Perchè questo stato, per il sociale, non dimentichiamoci che al di là dei bei proclami in tv, non muove un dito!
Non ho niente da aggiungere a ciò che hai scritto.
Lascia il vuoto dentro questa nostra società.
Ti lascio un "Grazie" per la tua delicata passione per gli uomini e le donne.
Chit: come si suol dire, sfondi una porta aperta. Temo anche io che questa sia solo la punta dell'iceberg del dissesto sociale. Due donne sole non hanno diritto a una casa popolare temo. Vengono prima, giustamente, famiglie con bambini. Ma ciò non toglie il dispiacere e l'empatia.
giardino di Enzo: grazie a te per le tue belle parole!

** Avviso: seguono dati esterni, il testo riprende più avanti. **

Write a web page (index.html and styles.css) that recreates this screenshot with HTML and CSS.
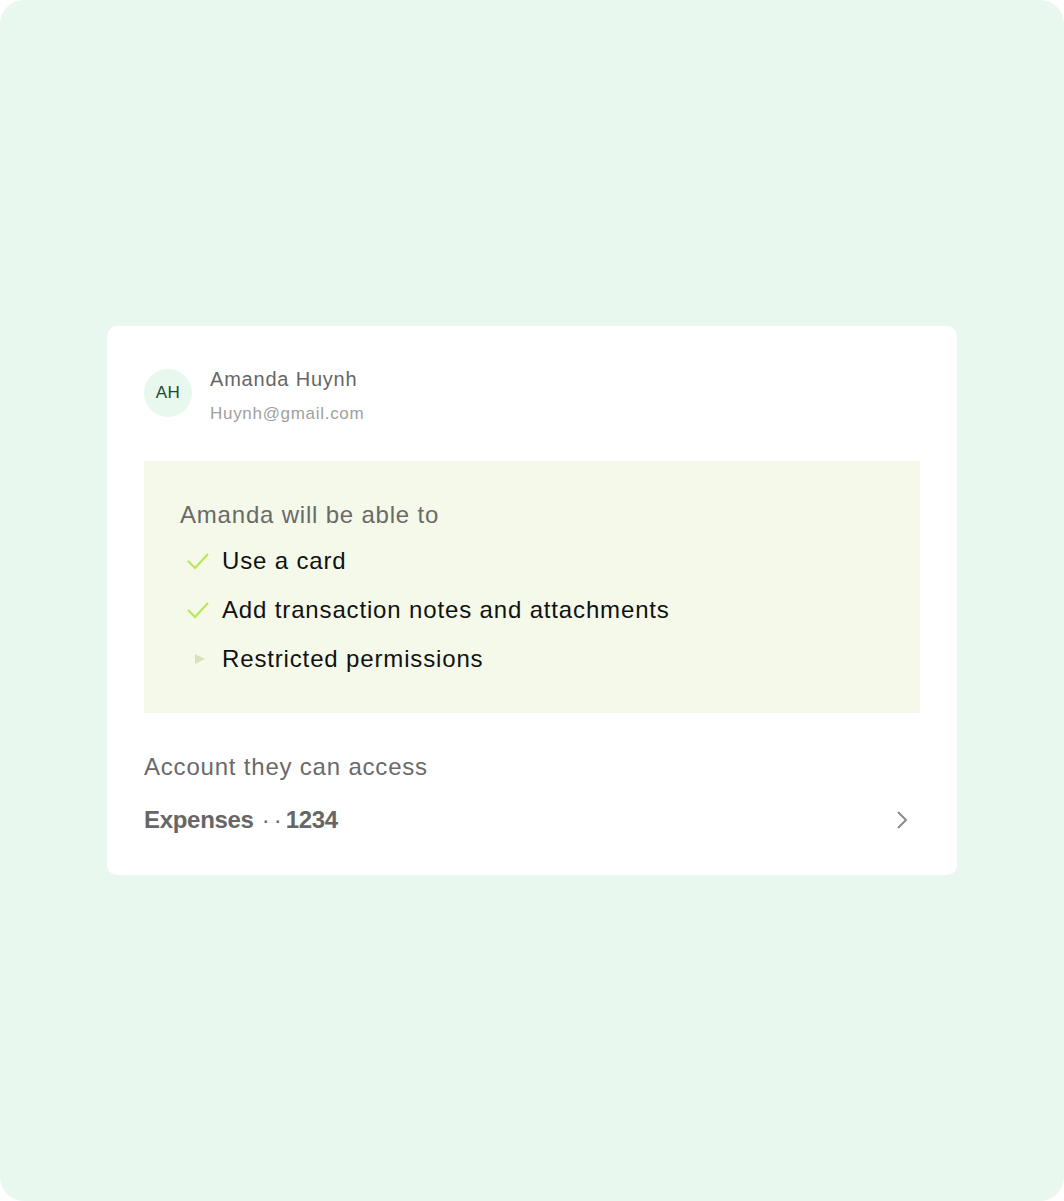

La mia paura, Trippi, è proprio questa.
Di essere, un giorno, un abitante dei giardini.
Non scherzo, sai?
Qui niente e nessuno è più al riparo.
Ottimo post, al solito.
Daniele (Macca)
E' la paura un pò di tutti, vista la situazione. L'altra sera sono rimasta a parlare di queste paure al telefono un'oretta con un mio caro amico (ogni tanto scrive qualche pezzo anche in questo blog). Resta solo il senso di impotenza e la rabbia nei confronti di chi si arricchisce proprio sulle difficoltà altrui. Ma quelle due donne, impossibile non rimanere colpiti, si aggrappano con le unghie e con i denti alla loro dignità: forti e splendide.